### RECORDED DATA ###

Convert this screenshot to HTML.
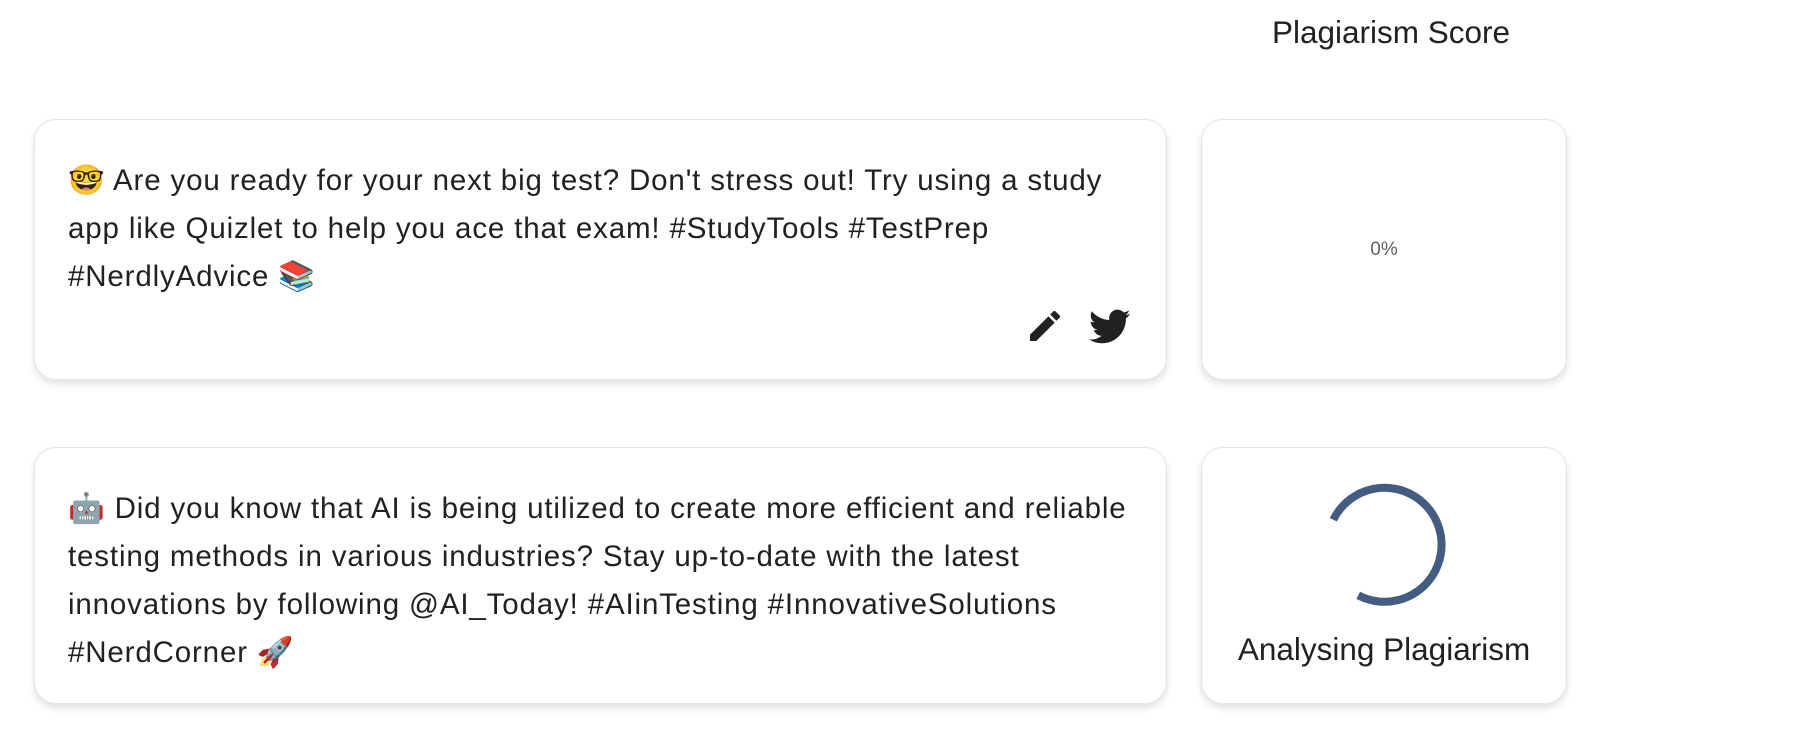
<!DOCTYPE html>
<html><head><meta charset="utf-8"><style>
html,body{margin:0;padding:0;background:#fff;width:1800px;height:754px;overflow:hidden;font-family:"Liberation Sans","Noto Sans CJK JP",sans-serif;color:#212121}
.title{position:absolute;left:1231px;width:320px;top:12px;text-align:center;font-size:31.5px;line-height:40px}
.card{position:absolute;background:#fff;border:1.5px solid #e3e3ea;border-radius:22px;box-shadow:0 4px 8px rgba(0,0,0,.12);box-sizing:border-box}
.txt{position:absolute;left:33px;top:37px;right:0;font-size:29.5px;line-height:48px;white-space:nowrap;letter-spacing:0.85px}
.pct{position:absolute;left:0;right:0;top:119px;text-align:center;font-size:19px;color:#616161}
.lbl{position:absolute;left:0;right:0;top:183px;text-align:center;font-size:31.5px}
</style></head><body>
<div class="title">Plagiarism Score</div>

<div class="card" style="left:34px;top:119px;width:1133px;height:261px">
<div class="txt">🤓 Are you ready for your next big test? Don't stress out! Try using a study<br>app like Quizlet to help you ace that exam! #StudyTools #TestPrep<br>#NerdlyAdvice 📚</div>
<svg style="position:absolute;left:990px;top:186px" width="40" height="40" viewBox="0 0 24 24"><path fill="#212121" d="M3 17.25V21h3.75L17.81 9.94l-3.75-3.75L3 17.25zM20.71 7.04a1 1 0 000-1.41l-2.34-2.34a1 1 0 00-1.41 0l-1.830 1.83 3.75 3.75 1.83-1.83z"/></svg>
<svg style="position:absolute;left:1054px;top:188px" width="42" height="38" viewBox="0 0 24 20"><path fill="#212121" d="M23.6 2.4c-.9.4-1.8.6-2.8.8 1-.6 1.8-1.6 2.1-2.7-.9.6-2 1-3.1 1.2C18.9.7 17.7.1 16.3.1c-2.7 0-4.8 2.2-4.8 4.8 0 .4 0 .8.1 1.1C7.6 5.8 4 3.9 1.6 1 1.2 1.7 1 2.5 1 3.4c0 1.7.9 3.2 2.2 4-.8 0-1.5-.2-2.2-.6v.1c0 2.3 1.7 4.3 3.9 4.7-.4.1-.8.2-1.3.2-.3 0-.6 0-.9-.1.6 1.9 2.4 3.3 4.5 3.4-1.7 1.3-3.7 2.1-6 2.1-.4 0-.8 0-1.2-.1 2.1 1.4 4.7 2.2 7.4 2.2 8.9 0 13.7-7.4 13.7-13.7v-.6c1-.7 1.8-1.5 2.5-2.6z"/></svg>
</div>
<div class="card" style="left:1201px;top:119px;width:366px;height:261px"><div class="pct">0%</div></div>

<div class="card" style="left:34px;top:447px;width:1133px;height:257px">
<div class="txt">🤖 Did you know that AI is being utilized to create more efficient and reliable<br>testing methods in various industries? Stay up-to-date with the latest<br>innovations by following @AI_Today! #AIinTesting #InnovativeSolutions<br>#NerdCorner 🚀</div>
</div>
<div class="card" style="left:1201px;top:447px;width:366px;height:257px">
<svg style="position:absolute;left:0;top:0" width="366" height="180"><path d="M131.3 71.8 A57 57 0 1 1 156.2 147.3" fill="none" stroke="#445c82" stroke-width="8"/></svg>
<div class="lbl">Analysing Plagiarism</div>
</div>
</body></html>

###

## AIM
Take the listing above and print it exactly, apart from the pictures.

## OUTPUT FOR THIS TASK
Convert this screenshot to HTML.
<!DOCTYPE html>
<html><head><meta charset="utf-8"><style>
html,body{margin:0;padding:0;background:#fff;width:1800px;height:754px;overflow:hidden;font-family:"Liberation Sans","Noto Sans CJK JP",sans-serif;color:#212121}
.title{position:absolute;left:1231px;width:320px;top:12px;text-align:center;font-size:31.5px;line-height:40px}
.card{position:absolute;background:#fff;border:1.5px solid #e3e3ea;border-radius:22px;box-shadow:0 4px 8px rgba(0,0,0,.12);box-sizing:border-box}
.txt{position:absolute;left:33px;top:37px;right:0;font-size:29.5px;line-height:48px;white-space:nowrap;letter-spacing:0.85px}
.pct{position:absolute;left:0;right:0;top:119px;text-align:center;font-size:19px;color:#616161}
.lbl{position:absolute;left:0;right:0;top:183px;text-align:center;font-size:31.5px}
</style></head><body>
<div class="title">Plagiarism Score</div>

<div class="card" style="left:34px;top:119px;width:1133px;height:261px">
<div class="txt">🤓 Are you ready for your next big test? Don't stress out! Try using a study<br>app like Quizlet to help you ace that exam! #StudyTools #TestPrep<br>#NerdlyAdvice 📚</div>
<svg style="position:absolute;left:990px;top:186px" width="40" height="40" viewBox="0 0 24 24"><path fill="#212121" d="M3 17.25V21h3.75L17.81 9.94l-3.75-3.75L3 17.25zM20.71 7.04a1 1 0 000-1.41l-2.34-2.34a1 1 0 00-1.41 0l-1.830 1.83 3.75 3.75 1.83-1.83z"/></svg>
<svg style="position:absolute;left:1054px;top:188px" width="42" height="38" viewBox="0 0 24 20"><path fill="#212121" d="M23.6 2.4c-.9.4-1.8.6-2.8.8 1-.6 1.8-1.6 2.1-2.7-.9.6-2 1-3.1 1.2C18.9.7 17.7.1 16.3.1c-2.7 0-4.8 2.2-4.8 4.8 0 .4 0 .8.1 1.1C7.6 5.8 4 3.9 1.6 1 1.2 1.7 1 2.5 1 3.4c0 1.7.9 3.2 2.2 4-.8 0-1.5-.2-2.2-.6v.1c0 2.3 1.7 4.3 3.9 4.7-.4.1-.8.2-1.3.2-.3 0-.6 0-.9-.1.6 1.9 2.4 3.3 4.5 3.4-1.7 1.3-3.7 2.1-6 2.1-.4 0-.8 0-1.2-.1 2.1 1.4 4.7 2.2 7.4 2.2 8.9 0 13.7-7.4 13.7-13.7v-.6c1-.7 1.8-1.5 2.5-2.6z"/></svg>
</div>
<div class="card" style="left:1201px;top:119px;width:366px;height:261px"><div class="pct">0%</div></div>

<div class="card" style="left:34px;top:447px;width:1133px;height:257px">
<div class="txt">🤖 Did you know that AI is being utilized to create more efficient and reliable<br>testing methods in various industries? Stay up-to-date with the latest<br>innovations by following @AI_Today! #AIinTesting #InnovativeSolutions<br>#NerdCorner 🚀</div>
</div>
<div class="card" style="left:1201px;top:447px;width:366px;height:257px">
<svg style="position:absolute;left:0;top:0" width="366" height="180"><path d="M131.3 71.8 A57 57 0 1 1 156.2 147.3" fill="none" stroke="#445c82" stroke-width="8"/></svg>
<div class="lbl">Analysing Plagiarism</div>
</div>
</body></html>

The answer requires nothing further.